Still, an international agreement to eliminate endosulfan didn’t come easily. The idea was at first strongly opposed by India, which is one of the biggest users of the pesticide and manufactures about half of the endosulfan produced on the planet. Endosulfan in India is produced by the government-owned company Hindustan Insecticides Ltd. The Indian government was persuaded to sign onto the endosulfan phase-out only after temporary exemptions for use on certain crops were added.
Endosulfan is an organochlorine, meaning it belongs to the same group of chemicals as the infamous DDT. Until now it has been one of the few organochlorines still used in the United States and large parts of the rest of the world. In fact it has been used in such large quantities that it has spread throughout the atmosphere and across the planet, finding its way into the air we breathe and the water we drink. Endosulfan can be found at varying concentrations even in the Arctic and other parts of the world far away from where it is actually used.
Endosulfan shares many traits in common with DDT, including the ability to persist for long periods of time in the environment and to accumulate in the bodies of animals as it moves up the food chain. Endosulfan has been blamed with contributing to declining populations of fish, amphibians, and other wildlife. The impacts on people are especially severe in the developing world, where farmers who lack access to protective equipment spray their fields with the deadly chemical.
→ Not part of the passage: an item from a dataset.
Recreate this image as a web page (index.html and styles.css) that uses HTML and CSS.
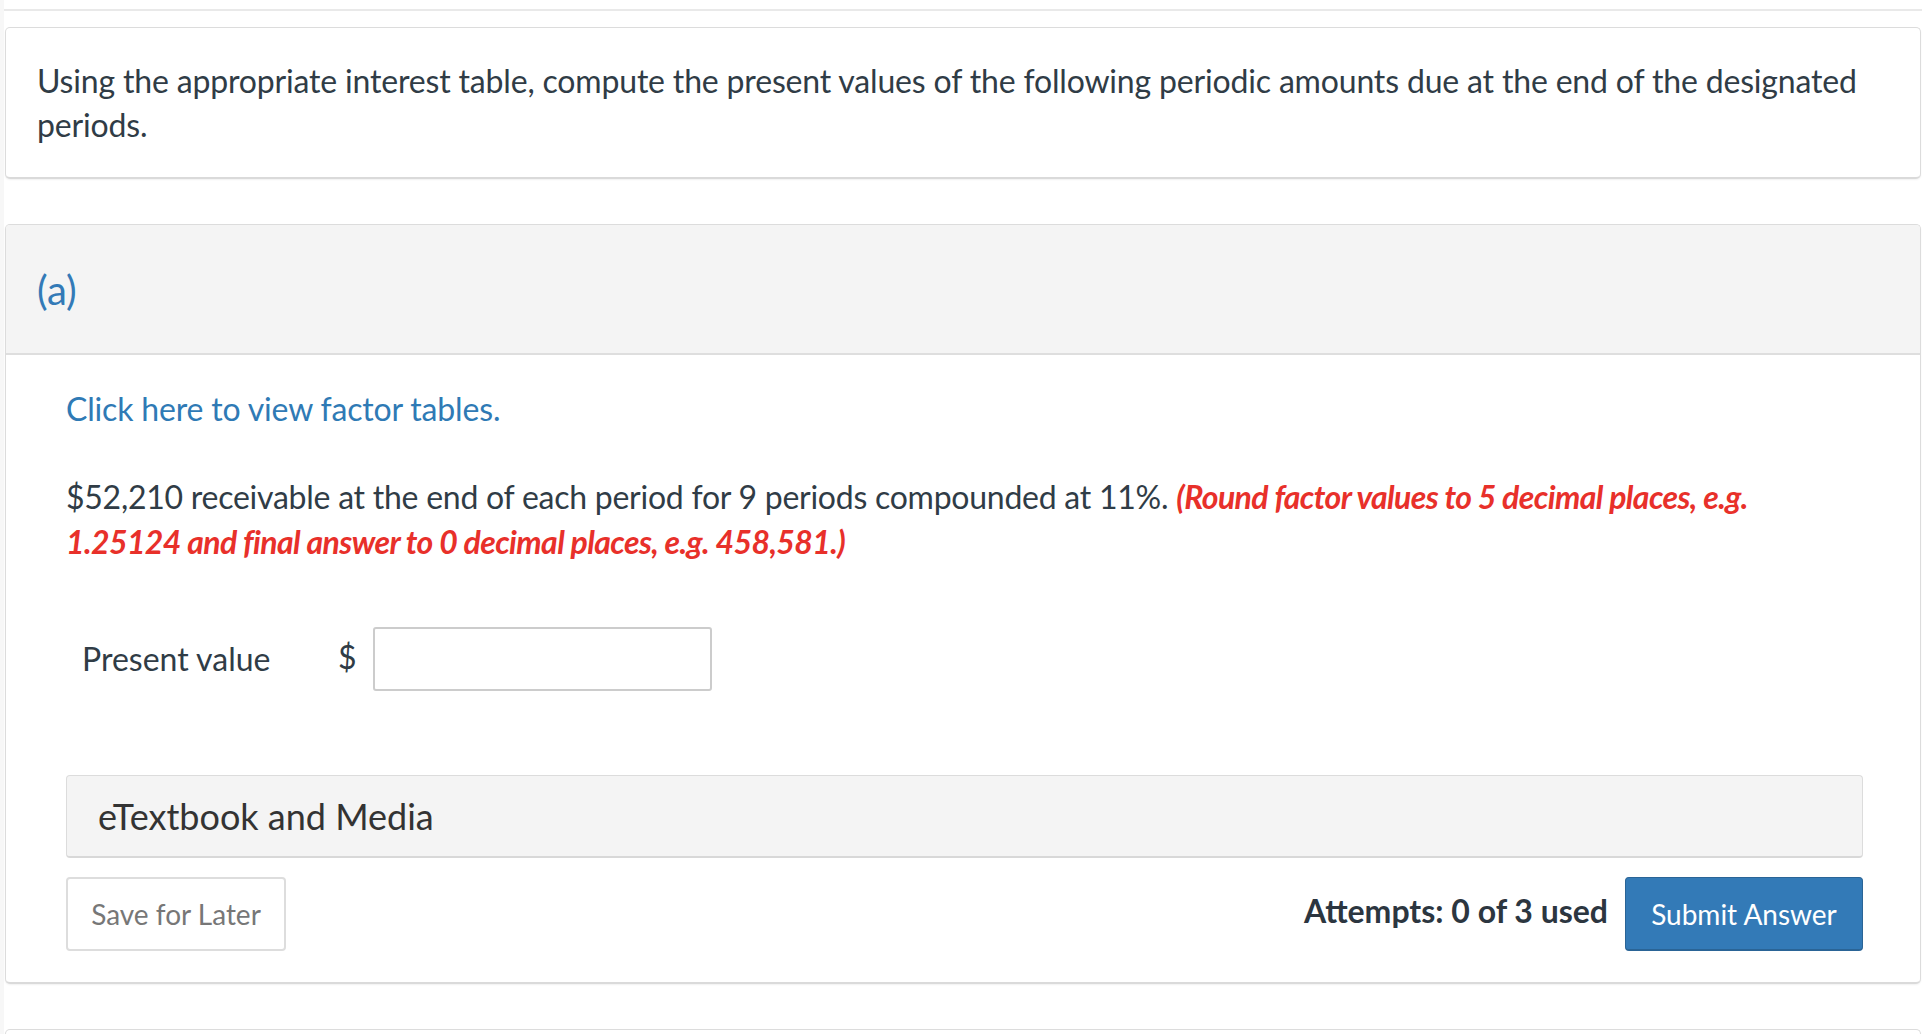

Groups like the Pesticide Action Network have fought to end the use of endosulfan for years, but only recently have they come close to victory. Last year’s announcement that the United States would phase out endosulfan was a major milestone, as was a similar decision on the part of the Brazilian government to end the pesticide’s use. These victories at the national level helped build the momentum needed for a global phase-out of endosulfan. When participants in the Stockholm Convention met last month, they took up the issue amidst widespread support for a ban. It was unclear until late in the process whether India would consent to any kind of phase-out, but concessions made at the request of the Indian government were enough to eventually get the country on board.
It is now up to countries around the world to follow through on their commitments to ending the use of endosulfan. If this is done successfully, the next six years will see this hazardous and pervasive chemical relegated to the history bin.